What’s the motivation to subjecting your pre-pubescent daughter to bikini waxing before the hair has even arrived? Apparently, virgin waxing is a pro-active measure designed to eradicate pubic hair in 2 to 6 sessions, eliminating the need for lifetime waxing. The salon claims that the savings can be applied directly to a college fund. Well, I am guessing that these virgin waxing treatments aren’t cheap in the first place and the notion that a girl’s pubic hair will be removed before she gets it, maintaining her pre-pubescent appearance is inherently disturbing.

Aside from all the glaring problems revolving around women’s sexuality and women’s bodies, hair-free or neatly groomed bikini-areas are expensive. According to UK author, Janice Turner:

You don’t need to page Dr Freud to wonder how the craze for bare pudenda might be tied to some unsavory fetishisation of youth. And now the waxed look is supported by a massive industry — hair removal in Britain is worth £280 million a year.

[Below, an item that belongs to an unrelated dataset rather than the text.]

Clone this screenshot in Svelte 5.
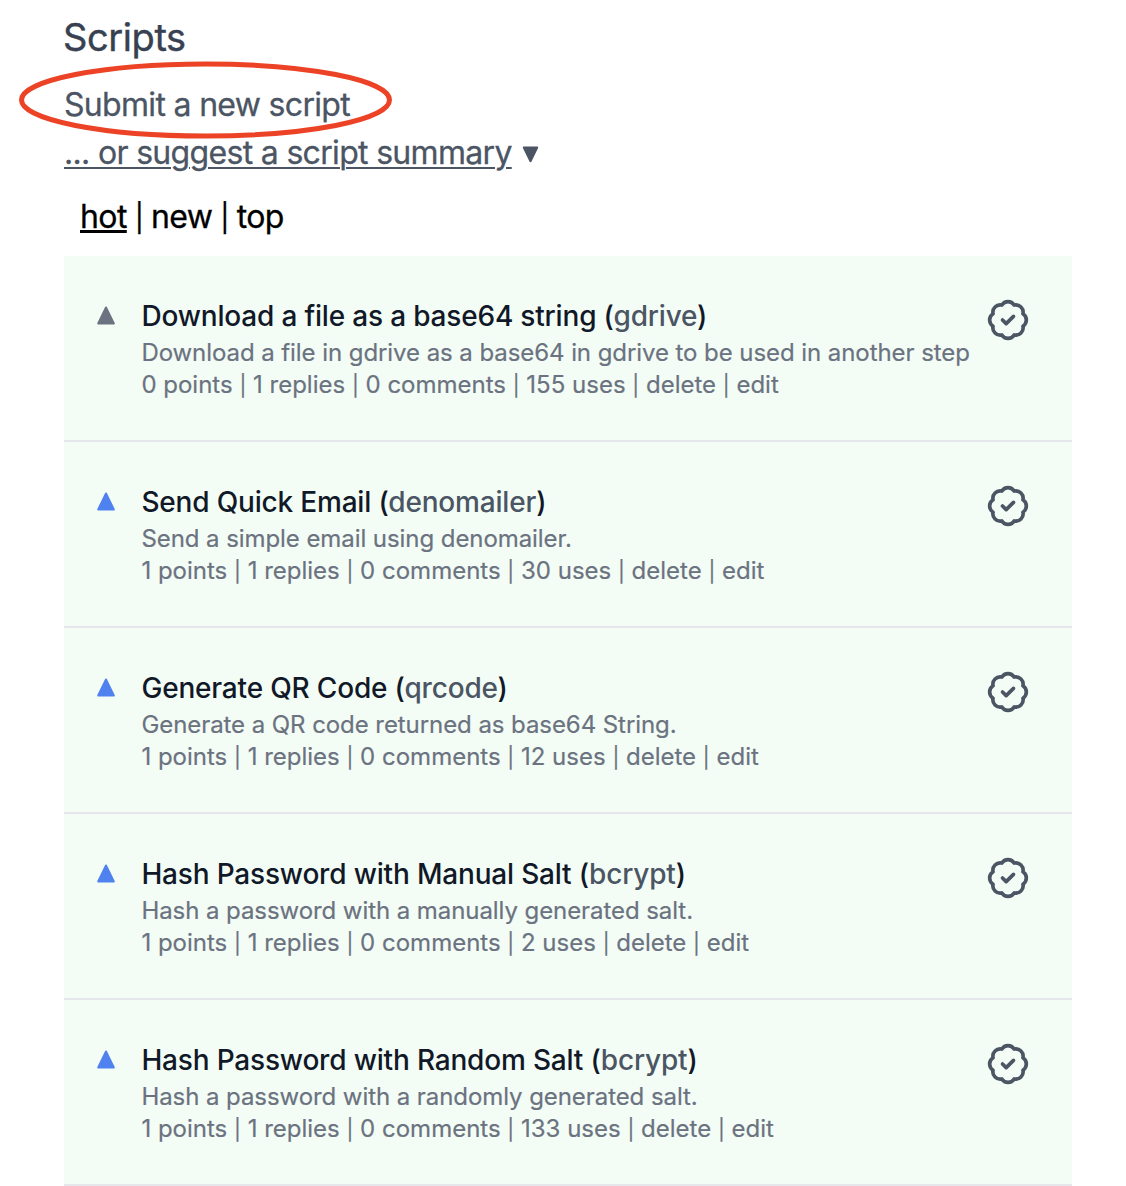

We plan on writing about the the relationship between patriarchy, porn culture and pre-pubescent privates in an upcoming post but this post is devoted to the products sold to women to maintain trimmed or hairless vulva.

Remember this ad that I posted for the Schick Quattro Trim Style (the gadget every gal needs to “stay groomed”) for women last year?

Well, Schick’s European counterpart, Wilkinson Sword takes the campaign for a step further in a series of less subtle advertisements.

On their interactive website, women can trim the pooch at the Poodle Parlour (I guess shaving a pussy cat would be too obvious for these folks). There’s also a series of extended ads called The Neighborhood (“the neighborhood is open, come and see”) with titles like The Landing Strip and Tidying Up Downstairs.



4 Comments »

  1. I watched the first two videos and couldn’t stand to click on the other two because my forehead hurt so much from the furrowing.

    Comment by Vic — April 29, 2010 @ 9:05 am

  2. Although I find virgin waxing to be terrible, the huge backlash against pubic shaving in general is a bit ridiculous. Guys don’t like women shaved because it makes them look pre-pubescent. Do women like clean shaved men because it makes them look prepubescent? Do men like shaved legs for that reason? No, it’s more of a cleanliness/smoothness thing.

    Sure, it’s one more thing in the long list of fashion maintenance that society enforces on us, but pubic maintenance isn’t even sexist: Watch any random porn video now-a-days, and the men will just as often be shaved or trimmed as the women. I myself shave all the time.

    But then again I am a very sex-positive feminist, so many may disagree with me.

    Comment by Justin — July 4, 2011 @ 11:23 am

  3. […] look (and that winner I was dating), choosing to laser my bikini line alone, but I still worry that the hair is too long, too thick, too short. There’s also the shame that surrounds even talking about it. I mean really, how many times have […]

    Pingback by The Naked Clam and Other Preposterous Pubic Hair Problems | Adios Barbie — July 28, 2011 @ 5:38 am

  4. All of this “recent change brought on by pornography” noise may be an influence but shaving one’s parts certainly predates most of those complaining about it. I read an article, in a porn rag to be sure, from the 1970s where a woman was extolling the virtues of a clean shave. This, mind you, was in a magazine full of thick bush, this one author stood alone to say, “sex feels better when I’m clean shaved.”

    I would tend to agree, from my perspective anyway, that both parties connect at a much deeper level when it’s skin on skin.

    But hey, don’t let me stop you from judging others harshly for their personal choices that affect no one else.